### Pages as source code
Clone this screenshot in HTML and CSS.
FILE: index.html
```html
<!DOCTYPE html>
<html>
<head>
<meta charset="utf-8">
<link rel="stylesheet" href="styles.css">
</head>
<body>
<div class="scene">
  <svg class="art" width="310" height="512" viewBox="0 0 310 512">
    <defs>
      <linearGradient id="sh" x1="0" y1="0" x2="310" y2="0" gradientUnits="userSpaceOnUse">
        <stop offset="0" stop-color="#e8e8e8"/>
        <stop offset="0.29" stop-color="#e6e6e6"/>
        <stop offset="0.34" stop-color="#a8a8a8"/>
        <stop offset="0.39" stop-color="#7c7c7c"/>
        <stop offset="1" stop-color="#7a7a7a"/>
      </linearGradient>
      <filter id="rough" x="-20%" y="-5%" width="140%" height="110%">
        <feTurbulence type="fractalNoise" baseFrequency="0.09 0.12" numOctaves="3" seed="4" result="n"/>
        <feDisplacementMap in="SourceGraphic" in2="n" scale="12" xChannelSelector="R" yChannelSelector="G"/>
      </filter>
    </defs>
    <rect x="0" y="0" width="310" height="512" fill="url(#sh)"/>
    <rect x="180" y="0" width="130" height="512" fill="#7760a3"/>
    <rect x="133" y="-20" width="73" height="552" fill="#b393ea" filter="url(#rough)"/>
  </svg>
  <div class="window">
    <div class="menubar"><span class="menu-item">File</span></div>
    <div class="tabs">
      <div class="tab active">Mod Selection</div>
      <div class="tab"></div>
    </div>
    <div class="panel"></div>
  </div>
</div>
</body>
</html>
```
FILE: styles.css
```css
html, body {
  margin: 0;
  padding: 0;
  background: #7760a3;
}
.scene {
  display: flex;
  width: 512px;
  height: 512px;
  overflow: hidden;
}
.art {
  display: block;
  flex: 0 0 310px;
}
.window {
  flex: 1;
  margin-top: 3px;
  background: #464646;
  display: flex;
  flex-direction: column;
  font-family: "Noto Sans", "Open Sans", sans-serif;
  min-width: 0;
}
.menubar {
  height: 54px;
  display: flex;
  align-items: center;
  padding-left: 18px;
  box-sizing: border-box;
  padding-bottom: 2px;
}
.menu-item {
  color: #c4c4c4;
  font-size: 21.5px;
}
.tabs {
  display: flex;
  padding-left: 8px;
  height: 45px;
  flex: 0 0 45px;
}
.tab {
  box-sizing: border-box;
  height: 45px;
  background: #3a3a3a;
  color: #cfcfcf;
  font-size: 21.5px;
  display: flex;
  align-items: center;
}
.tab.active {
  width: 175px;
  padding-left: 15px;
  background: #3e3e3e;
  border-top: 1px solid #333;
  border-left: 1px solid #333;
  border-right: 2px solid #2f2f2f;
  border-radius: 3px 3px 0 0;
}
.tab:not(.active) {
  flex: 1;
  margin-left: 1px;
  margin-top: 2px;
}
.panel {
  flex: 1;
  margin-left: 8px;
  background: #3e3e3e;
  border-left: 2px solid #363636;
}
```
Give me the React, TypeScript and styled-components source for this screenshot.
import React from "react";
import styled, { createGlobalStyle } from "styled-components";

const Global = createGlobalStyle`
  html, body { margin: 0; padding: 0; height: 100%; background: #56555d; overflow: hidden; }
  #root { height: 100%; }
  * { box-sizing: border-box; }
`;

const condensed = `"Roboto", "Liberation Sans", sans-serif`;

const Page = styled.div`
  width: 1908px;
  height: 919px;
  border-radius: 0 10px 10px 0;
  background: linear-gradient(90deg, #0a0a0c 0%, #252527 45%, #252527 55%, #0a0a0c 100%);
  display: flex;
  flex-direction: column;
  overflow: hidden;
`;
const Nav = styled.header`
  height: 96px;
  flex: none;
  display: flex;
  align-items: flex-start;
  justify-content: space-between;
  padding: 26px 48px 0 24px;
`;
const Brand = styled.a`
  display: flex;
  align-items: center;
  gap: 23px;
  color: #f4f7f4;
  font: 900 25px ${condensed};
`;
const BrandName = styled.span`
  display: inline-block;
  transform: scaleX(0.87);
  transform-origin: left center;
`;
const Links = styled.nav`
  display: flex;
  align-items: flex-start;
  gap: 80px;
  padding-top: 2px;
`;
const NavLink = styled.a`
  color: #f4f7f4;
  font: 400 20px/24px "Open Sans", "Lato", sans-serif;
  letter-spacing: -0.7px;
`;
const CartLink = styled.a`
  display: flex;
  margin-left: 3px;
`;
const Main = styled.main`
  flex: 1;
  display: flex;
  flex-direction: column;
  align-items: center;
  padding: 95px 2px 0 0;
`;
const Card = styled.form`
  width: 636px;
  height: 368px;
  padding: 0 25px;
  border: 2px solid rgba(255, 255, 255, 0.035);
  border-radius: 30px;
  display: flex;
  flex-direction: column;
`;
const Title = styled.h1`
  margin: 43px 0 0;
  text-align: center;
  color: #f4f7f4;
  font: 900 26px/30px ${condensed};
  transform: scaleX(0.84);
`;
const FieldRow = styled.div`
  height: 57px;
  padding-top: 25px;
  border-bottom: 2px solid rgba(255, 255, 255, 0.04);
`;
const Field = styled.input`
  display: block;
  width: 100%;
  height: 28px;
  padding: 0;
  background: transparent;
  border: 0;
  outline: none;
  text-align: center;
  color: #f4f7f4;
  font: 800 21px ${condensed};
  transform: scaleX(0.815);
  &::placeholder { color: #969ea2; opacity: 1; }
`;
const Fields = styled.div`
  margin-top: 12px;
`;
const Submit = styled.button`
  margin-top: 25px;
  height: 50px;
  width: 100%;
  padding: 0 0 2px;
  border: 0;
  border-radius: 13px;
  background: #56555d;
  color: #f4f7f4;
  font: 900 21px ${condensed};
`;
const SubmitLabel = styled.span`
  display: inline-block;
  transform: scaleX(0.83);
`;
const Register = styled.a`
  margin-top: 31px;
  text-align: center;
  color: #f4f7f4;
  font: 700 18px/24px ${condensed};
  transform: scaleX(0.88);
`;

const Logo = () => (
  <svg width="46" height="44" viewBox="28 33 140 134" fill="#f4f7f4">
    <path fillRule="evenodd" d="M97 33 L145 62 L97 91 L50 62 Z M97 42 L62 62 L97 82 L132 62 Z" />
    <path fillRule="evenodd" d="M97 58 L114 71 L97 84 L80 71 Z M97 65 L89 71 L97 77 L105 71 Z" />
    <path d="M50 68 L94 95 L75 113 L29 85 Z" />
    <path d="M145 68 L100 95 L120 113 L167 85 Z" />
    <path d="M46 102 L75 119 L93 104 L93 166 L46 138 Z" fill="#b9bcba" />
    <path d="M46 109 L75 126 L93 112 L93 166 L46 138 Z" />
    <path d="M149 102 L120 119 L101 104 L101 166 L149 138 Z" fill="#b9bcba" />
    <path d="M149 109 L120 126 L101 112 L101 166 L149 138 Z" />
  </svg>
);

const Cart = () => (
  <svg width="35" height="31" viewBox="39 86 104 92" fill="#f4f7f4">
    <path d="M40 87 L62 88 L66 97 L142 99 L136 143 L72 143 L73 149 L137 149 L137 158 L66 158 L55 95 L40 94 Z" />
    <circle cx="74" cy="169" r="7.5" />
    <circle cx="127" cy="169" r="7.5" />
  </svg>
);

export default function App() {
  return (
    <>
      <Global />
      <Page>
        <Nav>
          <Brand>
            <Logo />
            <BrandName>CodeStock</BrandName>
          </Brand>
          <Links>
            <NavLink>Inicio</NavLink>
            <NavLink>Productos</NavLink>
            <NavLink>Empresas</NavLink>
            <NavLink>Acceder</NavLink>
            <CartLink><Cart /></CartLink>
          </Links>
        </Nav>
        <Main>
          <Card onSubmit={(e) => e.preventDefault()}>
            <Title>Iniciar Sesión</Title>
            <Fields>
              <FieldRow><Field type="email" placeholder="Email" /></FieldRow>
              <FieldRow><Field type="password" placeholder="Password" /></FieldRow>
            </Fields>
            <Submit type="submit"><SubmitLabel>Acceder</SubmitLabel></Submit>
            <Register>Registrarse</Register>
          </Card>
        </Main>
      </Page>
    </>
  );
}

### What to do
Every line of the listing that holds "components" should be found and copied.

### Answer in full
Give me the React, TypeScript and styled-components source for this screenshot.
import styled, { createGlobalStyle } from "styled-components";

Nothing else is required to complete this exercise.